Some basic notation of time series and time series forecasts were introduced in Sects. 5.1 and 5.2. Here some of the most important notation used throughout this book are reiterated and expanded on in the context of load forecasting:

  • The actual monitored electricity demand will be modelled as a time series, \(L_1, L_2, \ldots \), of real numbers with \(L_{n}\) representing the demand at the nth time step \(t_n\). \(L_1\) represents the oldest data point in the data set. Unless otherwise stated the time steps are uniformly spaced, i.e. have the same time difference between one time step and the next, \(t_{n+1}-t_n = \Delta t\) \(\forall n\) . For load data, if not stated otherwise, we report the average load over the respective interval in kilowatts, denoted kW.

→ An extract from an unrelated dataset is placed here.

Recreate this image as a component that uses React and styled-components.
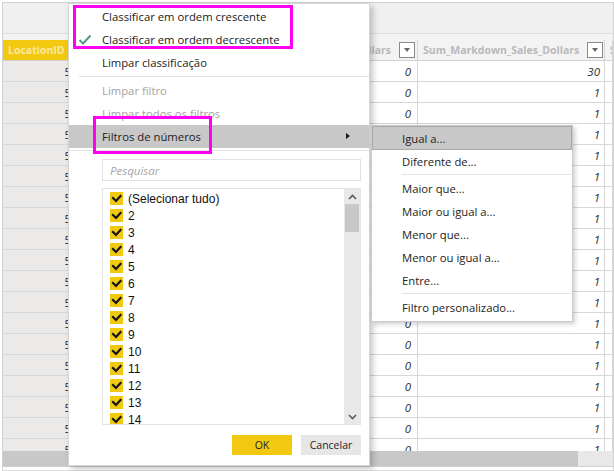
import React from "react";
import styled, { createGlobalStyle } from "styled-components";

const Global = createGlobalStyle`
  html, body { margin: 0; padding: 0; background: #fff; }
  body { width: 614px; height: 471px; overflow: hidden; font-family: "Open Sans", sans-serif; }
  * { box-sizing: border-box; }
`;

const Frame = styled.div`
  position: relative;
  width: 614px;
  height: 471px;
  background: #fff;
  padding: 2px 0 0 2px;
  overflow: hidden;
`;

const Screen = styled.div`
  display: flex;
  flex-direction: column;
  height: 469px;
  border-top: 1px solid #d2d2d2;
  border-left: 1px solid #d2d2d2;
  border-right: 1px solid #d2d2d2;
`;

const Toolbar = styled.div`
  height: 31px;
  flex: none;
  background: #f0f0f0;
  border-bottom: 1px solid #dcdcdc;
`;

const Band = styled.div`
  height: 6px;
  flex: none;
  background: #f3f3f3;
`;

const Table = styled.div`
  flex: 1;
  min-height: 0;
  overflow: hidden;
  display: grid;
  grid-template-columns: 71px 344px 187px 1fr;
  grid-auto-rows: 21px;
  align-content: start;
  background: #fff;
`;

const HeadCell = styled.div`
  display: flex;
  align-items: center;
  justify-content: ${(p) => (p.$end ? "flex-end" : "flex-start")};
  gap: 8px;
  padding: 0 2px 0 5px;
  background: ${(p) => (p.$active ? "#f2c811" : "#f3f3f3")};
  border-right: 1px solid ${(p) => (p.$active ? "#f2c811" : "#d6d6d6")};
  border-bottom: 1px solid #d2d2d2;
  overflow: hidden;
  white-space: nowrap;
`;

const HeadLabel = styled.span`
  font-family: "Open Sans", sans-serif;
  font-weight: 700;
  font-size: 10.5px;
  color: ${(p) => (p.$light ? "rgba(255,255,255,0.6)" : "#b9b9b9")};
  flex: ${(p) => (p.$grow ? "1" : "none")};
`;

const DropBtn = styled.span`
  flex: none;
  width: 16px;
  height: 16px;
  border: 1px solid #8a8a8a;
  background: #fff;
  display: flex;
  align-items: center;
  justify-content: center;
  &::after {
    content: "";
    border-left: 3.5px solid transparent;
    border-right: 3.5px solid transparent;
    border-top: 4px solid #666;
  }
`;

const Cell = styled.div`
  display: flex;
  align-items: center;
  justify-content: flex-end;
  padding-right: ${(p) => p.$pr || 4}px;
  background: ${(p) => (p.$gray ? "#ebeae8" : "#fff")};
  border-right: 1px solid #d6d6d6;
  border-bottom: 1px solid #d8d8d8;
  font-family: "Open Sans", sans-serif;
  font-style: ${(p) => (p.$gray ? "normal" : "italic")};
  font-size: 11.5px;
  color: #2c2c2c;
  overflow: hidden;
`;

const HScroll = styled.div`
  height: 15px;
  flex: none;
  display: flex;
  background: #e8e8e8;
`;

const HThumb = styled.div`
  width: 575px;
  background: #c8c8c8;
`;

const BottomStrip = styled.div`
  height: 5px;
  flex: none;
  border-top: 1px solid #cfcfcf;
  border-bottom: 1px solid #dcdcdc;
  background: #fff;
`;

/* ---------- main menu ---------- */

const Menu = styled.div`
  position: absolute;
  left: 68px;
  top: 3px;
  width: 302px;
  height: 463px;
  background: #fff;
  border: 1px solid #d5d5d5;
  box-shadow: 3px 3px 6px rgba(0, 0, 0, 0.22);
  padding-top: 1px;
  display: flex;
  flex-direction: column;
`;

const Item = styled.div`
  position: relative;
  height: ${(p) => p.$h || 23}px;
  flex: none;
  display: flex;
  align-items: center;
  padding-left: ${(p) => p.$pl || 33}px;
  font-family: "Open Sans", sans-serif;
  font-size: 11.3px;
  color: ${(p) => (p.$disabled ? "#a3a3a3" : "#222")};
  background: ${(p) => (p.$hover ? "#c8c8c8" : "transparent")};
  box-shadow: ${(p) => (p.$outline ? "inset 0 0 0 1px #a9a9a9" : "none")};
  white-space: nowrap;
`;

const Check = styled.svg`
  position: absolute;
  left: 9px;
  top: 6px;
`;

const SubArrow = styled.span`
  position: absolute;
  right: 19px;
  top: 8px;
  border-left: 4px solid #1e1e1e;
  border-top: 3.5px solid transparent;
  border-bottom: 3.5px solid transparent;
`;

const Sep = styled.div`
  flex: none;
  height: 1px;
  background: #e2e2e2;
  margin: ${(p) => p.$m || "2px 0 1px 10px"};
`;

const Search = styled.div`
  flex: none;
  height: 22px;
  margin: 7px 8px 0 33px;
  border: 1px solid #e1e1e1;
  display: flex;
  align-items: center;
  padding-left: 7px;
  font-family: "Open Sans", sans-serif;
  font-style: italic;
  font-size: 11.5px;
  color: #a6a6a6;
`;

const ListBox = styled.div`
  flex: none;
  height: 237px;
  margin: 7px 8px 0 33px;
  border: 1px solid #e3e3e3;
  display: flex;
  overflow: hidden;
`;

const ListItems = styled.div`
  flex: 1;
  padding: 1px 0 0 7px;
  display: flex;
  flex-direction: column;
  overflow: hidden;
`;

const ListRow = styled.div`
  height: 17px;
  flex: none;
  display: flex;
  align-items: center;
  gap: 5px;
  font-family: "Liberation Sans", Arial, sans-serif;
  font-size: 12px;
  color: #111;
`;

const Box = styled.span`
  width: 13px;
  height: 13px;
  flex: none;
  background: #f2c811;
  display: flex;
  align-items: center;
  justify-content: center;
`;

const VScroll = styled.div`
  width: 16px;
  flex: none;
  background: #e8e8e8;
  display: flex;
  flex-direction: column;
  align-items: center;
`;

const ScrollArrow = styled.div`
  height: 15px;
  flex: none;
  display: flex;
  align-items: center;
  justify-content: center;
`;

const VThumb = styled.div`
  width: 14px;
  height: 28px;
  flex: none;
  background: #c8c8c8;
`;

const ScrollGap = styled.div`
  flex: 1;
`;

const Buttons = styled.div`
  flex: none;
  display: flex;
  justify-content: flex-end;
  gap: 9px;
  margin: 10px 8px 0 0;
`;

const Btn = styled.div`
  width: 60px;
  height: 20px;
  display: flex;
  align-items: center;
  justify-content: center;
  font-family: "Open Sans", sans-serif;
  font-size: 10.5px;
  color: #252525;
  background: ${(p) => (p.$primary ? "#f2c811" : "#e6e6e6")};
`;

/* ---------- submenu ---------- */

const SubMenu = styled.div`
  position: absolute;
  left: 371px;
  top: 125px;
  width: 202px;
  height: 197px;
  background: #fff;
  border: 1px solid #c9c9c9;
  box-shadow: 2px 2px 5px rgba(0, 0, 0, 0.2);
  display: flex;
  flex-direction: column;
`;

/* ---------- annotation boxes ---------- */

const Mark = styled.div`
  position: absolute;
  left: ${(p) => p.$x}px;
  top: ${(p) => p.$y}px;
  width: ${(p) => p.$w}px;
  height: ${(p) => p.$h}px;
  border: 3px solid #ff00f2;
  pointer-events: none;
`;

const CheckGlyph = () => (
  <svg width="11" height="11" viewBox="0 0 11 11">
    <polyline points="2,5 5,8 9.5,3" fill="none" stroke="#141414" strokeWidth="2.2" strokeLinecap="square" />
  </svg>
);

const Chevron = ({ up }) => (
  <svg width="9" height="6" viewBox="0 0 9 6">
    <polyline
      points={up ? "1,5 4.5,1.5 8,5" : "1,1 4.5,4.5 8,1"}
      fill="none"
      stroke="#5a5a5a"
      strokeWidth="1.6"
    />
  </svg>
);

const listValues = ["(Selecionar tudo)", "2", "3", "4", "5", "6", "7", "8", "9", "10", "11", "12", "13", "14"];
const subItems1 = ["Diferente de..."];
const subItems2 = ["Maior que...", "Maior ou igual a...", "Menor que...", "Menor ou igual a...", "Entre..."];

export default function App() {
  const rows = Array.from({ length: 19 }, (_, i) => i);
  return (
    <>
      <Global />
      <Frame>
        <Screen>
          <Toolbar />
          <Band />
          <Table>
            <HeadCell $active>
              <HeadLabel $light>LocationID</HeadLabel>
            </HeadCell>
            <HeadCell $end>
              <HeadLabel>Sum_Regular_Sales_Dollars</HeadLabel>
              <DropBtn />
            </HeadCell>
            <HeadCell>
              <HeadLabel $grow>Sum_Markdown_Sales_Dollars</HeadLabel>
              <DropBtn />
            </HeadCell>
            <HeadCell>
              <HeadLabel>Sum</HeadLabel>
            </HeadCell>
            {rows.map((i) => (
              <React.Fragment key={i}>
                <Cell $gray $pr={2}>5</Cell>
                <Cell $pr={6}>0</Cell>
                <Cell $pr={4}>{i === 0 ? "30" : "1"}</Cell>
                <Cell />
              </React.Fragment>
            ))}
          </Table>
          <HScroll>
            <HThumb />
          </HScroll>
          <BottomStrip />
        </Screen>

        <Menu>
          <Item>Classificar em ordem crescente</Item>
          <Item>
            <Check width="14" height="12" viewBox="0 0 14 12">
              <polyline points="1.5,6 5,9.5 12.5,1.5" fill="none" stroke="#4f9a86" strokeWidth="2" />
            </Check>
            Classificar em ordem decrescente
          </Item>
          <Item>Limpar classificação</Item>
          <Sep $m="2px 0 2px 10px" />
          <Item $disabled>Limpar filtro</Item>
          <Item $disabled>Limpar todos os filtros</Item>
          <Item $hover>
            Filtros de números
            <SubArrow />
          </Item>
          <Sep $m="2px 0 1px 0" />
          <Search>Pesquisar</Search>
          <ListBox>
            <ListItems>
              {listValues.map((v) => (
                <ListRow key={v}>
                  <Box>
                    <CheckGlyph />
                  </Box>
                  {v}
                </ListRow>
              ))}
            </ListItems>
            <VScroll>
              <ScrollArrow>
                <Chevron up />
              </ScrollArrow>
              <VThumb />
              <ScrollGap />
              <ScrollArrow>
                <Chevron />
              </ScrollArrow>
            </VScroll>
          </ListBox>
          <Buttons>
            <Btn $primary>OK</Btn>
            <Btn>Cancelar</Btn>
          </Buttons>
        </Menu>

        <SubMenu>
          <Item $hover $outline $h={24} $pl={30}>Igual a...</Item>
          {subItems1.map((t) => (
            <Item key={t} $pl={30}>{t}</Item>
          ))}
          <Sep $m="1px 1px 2px 30px" />
          {subItems2.map((t) => (
            <Item key={t} $pl={30}>{t}</Item>
          ))}
          <Sep $m="1px 1px 2px 30px" />
          <Item $pl={30}>Filtro personalizado...</Item>
        </SubMenu>

        <Mark $x={73} $y={5} $w={220} $h={44} />
        <Mark $x={93} $y={116} $w={119} $h={38} />
      </Frame>
    </>
  );
}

  • Forecasts are denoted as another time series, \(\hat{L}_{n}\), with a hat indicating that this is an estimate of the true demand at time step \(t_n\).

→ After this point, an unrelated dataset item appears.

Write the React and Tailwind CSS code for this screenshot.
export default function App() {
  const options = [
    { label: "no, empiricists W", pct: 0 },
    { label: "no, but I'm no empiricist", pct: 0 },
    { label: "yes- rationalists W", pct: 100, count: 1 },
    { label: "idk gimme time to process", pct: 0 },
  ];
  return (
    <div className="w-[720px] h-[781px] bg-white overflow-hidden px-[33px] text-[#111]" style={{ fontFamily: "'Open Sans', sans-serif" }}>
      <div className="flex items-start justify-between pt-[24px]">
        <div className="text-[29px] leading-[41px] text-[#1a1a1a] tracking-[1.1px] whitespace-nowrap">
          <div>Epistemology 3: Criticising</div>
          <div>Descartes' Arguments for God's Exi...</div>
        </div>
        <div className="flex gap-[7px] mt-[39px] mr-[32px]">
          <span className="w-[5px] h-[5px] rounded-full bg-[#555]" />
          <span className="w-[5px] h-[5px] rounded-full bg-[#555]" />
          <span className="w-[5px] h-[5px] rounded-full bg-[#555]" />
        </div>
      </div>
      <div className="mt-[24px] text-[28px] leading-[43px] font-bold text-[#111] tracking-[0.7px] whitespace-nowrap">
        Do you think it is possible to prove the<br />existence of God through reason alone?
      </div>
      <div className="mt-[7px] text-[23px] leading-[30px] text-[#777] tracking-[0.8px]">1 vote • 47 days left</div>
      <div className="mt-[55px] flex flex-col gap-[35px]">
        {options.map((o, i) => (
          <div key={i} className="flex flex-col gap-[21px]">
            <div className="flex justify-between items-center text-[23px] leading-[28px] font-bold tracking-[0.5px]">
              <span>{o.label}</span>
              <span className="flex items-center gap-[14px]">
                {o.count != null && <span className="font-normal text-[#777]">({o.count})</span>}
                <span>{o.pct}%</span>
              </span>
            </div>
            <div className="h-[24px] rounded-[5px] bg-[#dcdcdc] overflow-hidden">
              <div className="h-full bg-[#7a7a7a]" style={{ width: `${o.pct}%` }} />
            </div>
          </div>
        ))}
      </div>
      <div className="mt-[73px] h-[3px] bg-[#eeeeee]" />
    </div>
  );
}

  • The notation \(\hat{L}_{N+k|N}\) will often be used to indicate that the forecast is for the time step \(N+k\) and has been generated starting from the forecast origin at time N, for forecast horizon of length k time steps. However, this notation can be a bit cumbersome and hence is omitted and simply written \(\hat{L}_{N+k}\) when the forecast origin is obvious.

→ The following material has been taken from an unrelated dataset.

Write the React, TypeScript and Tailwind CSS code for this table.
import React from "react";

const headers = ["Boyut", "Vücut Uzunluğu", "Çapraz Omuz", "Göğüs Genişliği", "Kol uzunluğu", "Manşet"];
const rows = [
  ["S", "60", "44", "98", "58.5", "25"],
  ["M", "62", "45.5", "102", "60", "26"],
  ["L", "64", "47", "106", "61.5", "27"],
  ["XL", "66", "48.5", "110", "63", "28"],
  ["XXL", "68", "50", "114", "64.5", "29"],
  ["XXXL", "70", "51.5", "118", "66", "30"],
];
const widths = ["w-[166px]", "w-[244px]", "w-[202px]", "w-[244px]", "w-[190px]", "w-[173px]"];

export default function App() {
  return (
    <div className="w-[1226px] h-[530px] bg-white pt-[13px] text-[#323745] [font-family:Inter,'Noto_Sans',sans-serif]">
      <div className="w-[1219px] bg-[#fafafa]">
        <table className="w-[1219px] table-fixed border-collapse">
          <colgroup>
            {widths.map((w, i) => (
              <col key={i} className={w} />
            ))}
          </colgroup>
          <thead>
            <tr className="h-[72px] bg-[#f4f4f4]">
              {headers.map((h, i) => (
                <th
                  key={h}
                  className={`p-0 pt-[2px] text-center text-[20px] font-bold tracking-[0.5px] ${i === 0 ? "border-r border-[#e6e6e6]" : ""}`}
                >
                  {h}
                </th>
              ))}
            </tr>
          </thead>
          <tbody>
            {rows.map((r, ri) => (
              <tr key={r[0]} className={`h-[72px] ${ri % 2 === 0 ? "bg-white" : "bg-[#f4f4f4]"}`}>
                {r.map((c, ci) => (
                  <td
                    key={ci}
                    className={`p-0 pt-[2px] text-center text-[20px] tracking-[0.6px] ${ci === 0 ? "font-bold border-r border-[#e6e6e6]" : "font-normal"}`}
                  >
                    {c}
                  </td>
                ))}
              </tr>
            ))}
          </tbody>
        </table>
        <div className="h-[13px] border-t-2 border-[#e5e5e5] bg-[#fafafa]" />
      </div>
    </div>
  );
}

  • Explanatory time series, for example temperature, will be denoted by another capital letters, e.g. \(X_t\). If there are more than one explanatory variable, for example if using multiple weather variables, then another index will be used to indicate the different variables. For example, given M explanatory variables they can be denoted, \(X_{1, t}, X_{2, t} \ldots , X_{M, t}\) for their value at time t. Alternatively different letters may also be used for each individual time series.

5.5 Questions

Some of the following questions will require using some demand data. A list of possible resources is listed in the Appendix D.4.

  1. 1.

    List some other types of time series that you can think of. This can be anything not necessarily energy demand related. What is the range of values that the series can take?

  2. 2.

    Download a demand time series. Is there any trends or seasonality in the data? If you have several time series compare them, do some have different types of seasonality? How many different seasonalities can you see? Is there a difference between the weekday demand and the weekend demand? Are there any other patterns you can see in the data?

  3. 3.

    From the data listed in Appendix D.4. Take some aggregated state level demand (GEFCOM 2014) and household level demand (e.g. the Low Carbon London data set). Plot the data. Compare some of the features: What is the average size of the demand, when are the peaks in the demand? Are there several peaks in a day? When do they typically occur? Do the daily peaks vary much from one day to the next?

  4. 4.

    Generate simple rolling forecasts. Consider a half hourly time series. Create a simple day ahead forecast for the following day by using the previous day as the forecast for the following day (i.e. a 48 half hour shift). For example, to predict Tuesday, use the previous Monday’s values. Consider the difference between the actuals and the forecast (see Sect. 7.1). Now create a basic half hour ahead rolling forecast for each half hour of the day by using the previous half hour as a forecast (i.e. a half hour shift of the data). Try this with some of the time series from the GEFCOM 2014 data and some household data (say from the Low Carbon London dataset). Are the errors smaller or bigger than the day ahead forecast? How do the absolute errors compare between the GEFCOM and household data? What about the relative errors?